For command lookup, since the command table is rarely updated, why not build an efficient trie? Or it is even more slower?
Or try perfect hash function. https://en.wikipedia.org/wiki/Perfect_hash_function

[madolson]

Just a partial review (everything but hashset.c, which I guess is the interesting stuff) and tests. Blocked time off tomorrow to read through :) Exciting stuff!

[madolson]

Can you print out the seed, so that if something fails we can actually reproduce it.

[zuiderkwast]

Sure...

[madolson]

Can we use type callbacks or values instead of the globals? We discussed changing this in Redis to make it more modular, but never got around to it. This allows much finer control of the policies as well.

[zuiderkwast]

Yes, we could. It needs some design work. I wanted to avoid side-stepping too much. Just focusing on replacing dict at the first step.

Follow-up.

[madolson]

Suggested change

	/* Command set, hashed by char* string, stores serverCommand structs. */
	/* Sub-command set, hashed by char* string, stores serverCommand structs. */

Is there a reason these need to be different? It seems like we could use declared name for both.

[zuiderkwast]

@SoftlyRaining knows this better.

I suppose it's about renamed commands or something, where the declared name and the real name are not the same.

[zuiderkwast]

For command lookup, since the command table is rarely updated, why not build an efficient trie? Or it is even more slower? Or try perfect hash function. https://en.wikipedia.org/wiki/Perfect_hash_function

@xingbowang For command table, yes a perfect hash function would be even better. The main point of this implementation is to use it for the database keys though, which will come in another PR. (A trie is possibly slower because there might be more memory accesses.)

[soloestoy]

excellent work!

to be honest, I didn't like open-addressing hash tables before, because the tombstones generated by deletions have a very negative impact on both performance and space. I felt they were not suitable for online services with a large number of deletion operations.

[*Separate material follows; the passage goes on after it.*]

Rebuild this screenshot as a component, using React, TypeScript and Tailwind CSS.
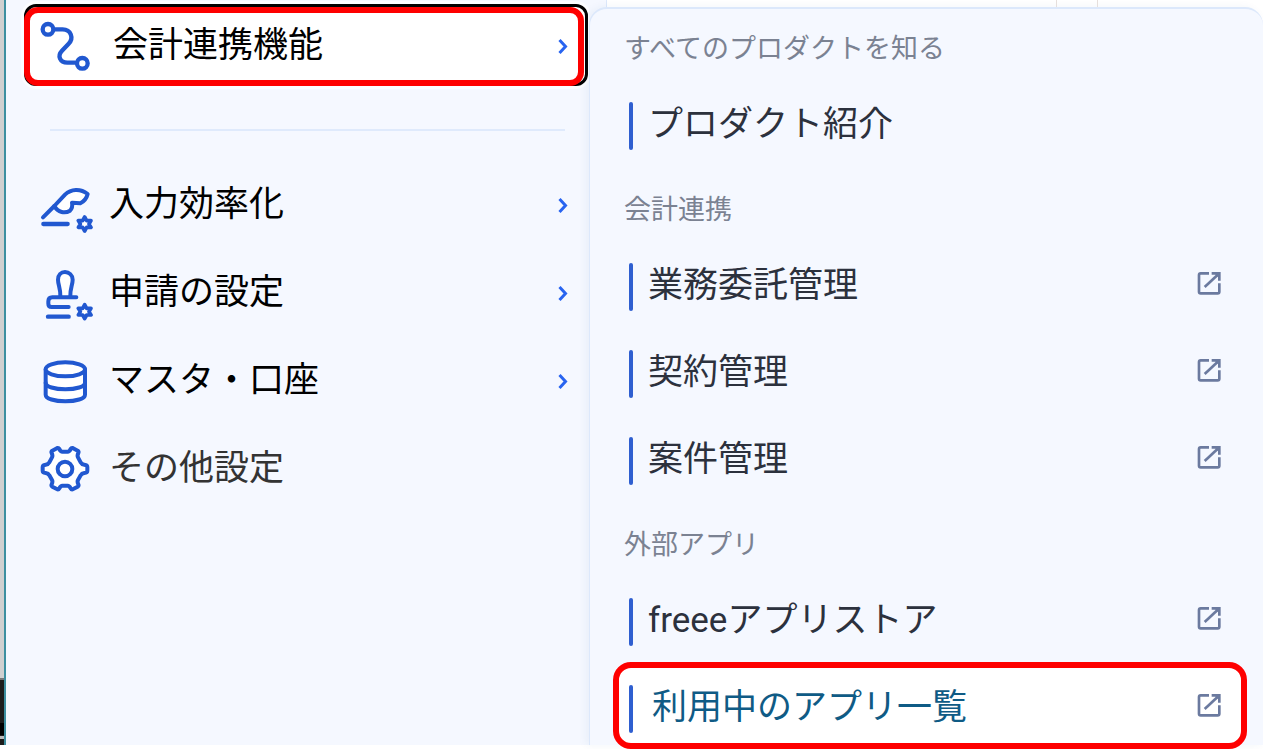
import type { ReactNode } from "react";

const badge = (dy: number) => (
  <g transform={`translate(0 ${dy})`} strokeWidth="11">
    <path
      d="M254 140l6 11h13l-6 10 6 10h-13l-6 11-6-11h-13l6-10-6-10h13z"
      fill="#fff"
    />
  </g>
);

function Glyph({ viewBox, children }: { viewBox: string; children: ReactNode }) {
  return (
    <svg
      viewBox={viewBox}
      className="size-14 shrink-0"
      fill="none"
      stroke="#2158d0"
      strokeWidth="13"
      strokeLinecap="round"
      strokeLinejoin="round"
      aria-hidden="true"
    >
      {children}
    </svg>
  );
}

const linkIcon = (
  <Glyph viewBox="114 54 168 168">
    <path d="M166 88h22c25 0 34 27 18 43l-20 21c-15 16-6 36 16 36h22" />
    <circle cx="144" cy="88" r="16" fill="#fff" />
    <circle cx="247" cy="190" r="16" fill="#fff" />
  </Glyph>
);

const quillIcon = (
  <Glyph viewBox="114 20 168 168">
    <path
      d="M163 107l32-34c18-17 46-19 68-2-3 12-10 22-22 28l-25-2c2 10 1 17-6 24-15 9-36 6-47-14z"
      fill="#fff"
      strokeWidth="12"
    />
    <path d="M129 141l34-34" strokeWidth="12" />
    <path d="M130 161h73" />
    {badge(0)}
  </Glyph>
);

const stampIcon = (
  <Glyph viewBox="114 283 168 168">
    <path
      d="M181 376c1-22-7-34-7-49 0-14 9-23 21-23s23 9 23 23c0 15-8 27-7 49"
      fill="#fff"
      strokeWidth="12"
    />
    <path d="M229 380h-72c-8 0-12 5-12 12v7c0 6 4 10 10 10h51" strokeWidth="12" />
    <path d="M144 438h62" />
    {badge(262)}
  </Glyph>
);

const databaseIcon = (
  <Glyph viewBox="114 38 168 168">
    <g strokeWidth="12">
      <path d="M137 87v76c0 12 27 20 59 20s59-8 59-20V87" fill="#fff" />
      <ellipse cx="196" cy="87" rx="59" ry="21" fill="#fff" />
      <path d="M137 127c0 12 27 20 59 20s59-8 59-20" />
    </g>
  </Glyph>
);

const gearIcon = (
  <Glyph viewBox="114 303 168 168">
    <path
      d="M172 324q4-1 6 3 4 8 9 8h16q5 0 9-8 2-4 6-3l15 8q4 3 2 7-4 8-1 13l8 15q3 6 11 7 9 1 9 7v11q0 6-9 7-8 1-11 7l-8 14q-3 5 1 13 2 4-2 7l-15 8q-4 1-6-3-4-8-9-8h-16q-5 0-9 8-2 4-6 3l-15-8q-4-3-2-7 4-8 1-13l-8-14q-3-6-11-7-9-1-9-7v-11q0-6 9-7 8-1 11-7l8-15q3-5-1-13-2-4 2-7z"
      fill="#fff"
      strokeWidth="12"
    />
    <circle cx="195" cy="387" r="22" strokeWidth="12" />
  </Glyph>
);

function Chevron() {
  return (
    <svg
      viewBox="0 0 22 22"
      className="ml-auto size-[22px] shrink-0"
      fill="none"
      stroke="#2864f0"
      strokeWidth="3"
      aria-hidden="true"
    >
      <path d="M7.5 5l6 6.5-6 6.5" />
    </svg>
  );
}

function ExternalIcon() {
  return (
    <svg
      viewBox="141 65 72 72"
      className="ml-auto size-6 shrink-0"
      fill="none"
      stroke="#6b7a9f"
      strokeWidth="8"
      aria-hidden="true"
    >
      <path d="M177 69h-25q-5 0-5 5v50q0 5 5 5h51q5 0 5-5V99" />
      <path d="M164 110l41-38" />
      <path d="M185 69h23v22" />
      <path d="M192 68h17v17z" fill="#6b7a9f" stroke="none" />
    </svg>
  );
}

const settings = [
  { label: "入力効率化", icon: quillIcon, more: true, color: "text-black" },
  { label: "申請の設定", icon: stampIcon, more: true, color: "text-black" },
  { label: "マスタ・口座", icon: databaseIcon, more: true, color: "text-black" },
  { label: "その他設定", icon: gearIcon, more: false, color: "text-[#333]" },
];

const sections = [
  {
    title: "すべてのプロダクトを知る",
    items: [{ label: "プロダクト紹介", external: false, active: false }],
  },
  {
    title: "会計連携",
    items: [
      { label: "業務委託管理", external: true, active: false },
      { label: "契約管理", external: true, active: false },
      { label: "案件管理", external: true, active: false },
    ],
  },
  {
    title: "外部アプリ",
    items: [
      { label: "freeeアプリストア", external: true, active: false },
      { label: "利用中のアプリ一覧", external: true, active: true },
    ],
  },
];

export default function App() {
  return (
    <div className="bg-white pb-1">
      <div className="flex w-full items-stretch bg-[#f5f8ff] font-['Roboto','Noto_Sans_CJK_JP',sans-serif] font-normal">
        <div className="flex w-1 shrink-0 flex-col bg-[#d0d0d0]" aria-hidden="true">
          <div className="mt-auto h-[67px] border-t-2 border-[#777] bg-[#1d1d1d]">
            <div className="mt-[43px] h-3 bg-black" />
            <div className="mt-px h-[3px] bg-[#bbb]" />
          </div>
        </div>

        <nav
          aria-label="設定メニュー"
          className="flex w-[585px] shrink-0 flex-col border-l-2 border-[#3c8fa0] pt-1"
        >
          <div className="mr-px ml-[18px] rounded-xl border-[3px] border-black bg-white ring-3 ring-white/70">
            <button
              type="button"
              className="-mb-[3px] -ml-[3px] flex h-[79px] w-[560px] items-center rounded-[14px] border-6 border-[#fe0000] bg-white pr-1 pb-0.5 pl-2 text-left"
            >
              {linkIcon}
              <span className="ml-[19px] text-[35px] leading-[48px] text-black">
                会計連携機能
              </span>
              <Chevron />
            </button>
          </div>

          <hr className="mt-[43px] mr-6 ml-11 border-t-2 border-[#dfeafc]" />

          <ul className="mt-[30px] flex flex-col">
            {settings.map((item) => (
              <li key={item.label}>
                <button
                  type="button"
                  className="flex h-[88px] w-full items-center pr-[15px] pl-8 text-left"
                >
                  {item.icon}
                  <span className={`ml-[15px] text-[35px] leading-[48px] ${item.color}`}>
                    {item.label}
                  </span>
                  {item.more && <Chevron />}
                </button>
              </li>
            ))}
          </ul>
        </nav>

        <div className="min-w-0 flex-1 bg-[linear-gradient(to_right,#f5f8ff_17px,#dce8fb_17px,#dce8fb_18px,#fff_18px)]">
          <div className="flex h-[7px] justify-end" aria-hidden="true">
            <div className="mr-[165px] w-[42px] border-x border-[#e6dfdc]" />
          </div>
          <nav
            aria-label="会計連携機能"
            className="flex flex-col gap-6 rounded-t-[18px] border-t-2 border-l border-[#dce8fb] bg-[#f5f8ff] pt-5 pr-4 pl-[23px] shadow-[-3px_0_8px_rgba(40,80,160,0.06)]"
          >
            {sections.map((section) => (
              <section key={section.title}>
                <h2 className="pb-2.5 pl-[11px] text-[27px] leading-10 text-[#7b8292]">
                  {section.title}
                </h2>
                <ul>
                  {section.items.map((item) => (
                    <li key={item.label} className={item.active ? "-mb-1" : ""}>
                      <a
                        href="#"
                        className={
                          item.active
                            ? "flex h-[87px] items-center rounded-[18px] border-6 border-[#fe0000] bg-white pr-5 pl-2.5 text-[#0f5b85]"
                            : "flex h-[87px] items-center border-6 border-transparent pr-5 pl-2.5 text-[#2c313d]"
                        }
                      >
                        <span className="mt-1.5 h-12 w-1 shrink-0 rounded-sm bg-[#2f5fd0]" />
                        <span
                          className={
                            item.active
                              ? "ml-[19px] pt-1 text-[35px] leading-[48px]"
                              : "ml-[15px] pt-1 text-[35px] leading-[48px]"
                          }
                        >
                          {item.label}
                        </span>
                        {item.external && <ExternalIcon />}
                      </a>
                    </li>
                  ))}
                </ul>
              </section>
            ))}
          </nav>
        </div>
      </div>
    </div>
  );
}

However, this design is quite clever, deleting an element does not create a tombstone, only when a bucket has been full at some point is it considered to have a tombstone, which greatly reduces the impact of deletion operations.

A bucket's length is 7, so in terms of chained hashing, a tombstone effect would only occur when there are 7 collisions, which intuitively seems to be a relatively rare situation.

In theory, this should save memory. Compared to the previous chained hashing, it saves two pointers (for the previous and next dictEntry) and adds one hash value, saving about 15 bytes per element. However, the frequency of resizing might be higher, as resizing is triggered not only by the fill factor but also by the proportion of tombstones. Do we have reliable tests for space and performance?

[zuiderkwast]

In theory, this should save memory. Compared to the previous chained hashing, it saves two pointers (for the previous and next dictEntry) and adds one hash value, saving about 15 bytes per element. However, the frequency of resizing might be higher, as resizing is triggered not only by the fill factor but also by the proportion of tombstones. Do we have reliable tests for space and performance?

@soloestoy I'm glad you like the design.

In my WIP branch for using this for keys, i get 10-15% better performace for GET compared to unstable.

I set the fill factor to 77% currently, and with 7/8 of the space used for pointers (1/8 in each bucket is metadata bitys), it means that 67% of the allocation is pointers.

Rehashing triggered by the proportion of tombstones is a corner case. It didn't implement it first, but I realized in the defrag tests, the test code tried to create a lot of fragmentation and it added many keys and eviction deleted many keys. In this case, the table became full of tombstones. It does not happen very often and I think it will not affect the performance.

There is a potential problem with CoW during fork though. The dict can avoid rehashing up to it becomes 500% fill factor. This is not possible with open addressing. We have to rehash at some point. I set the hard limit to 90% currently. I hope it will not be a major problem. In the "resize avoid" mode, resizing is allowed but incremental rehashing is paused, so only new keys are added to the new table. This also avoids destroying the CoW.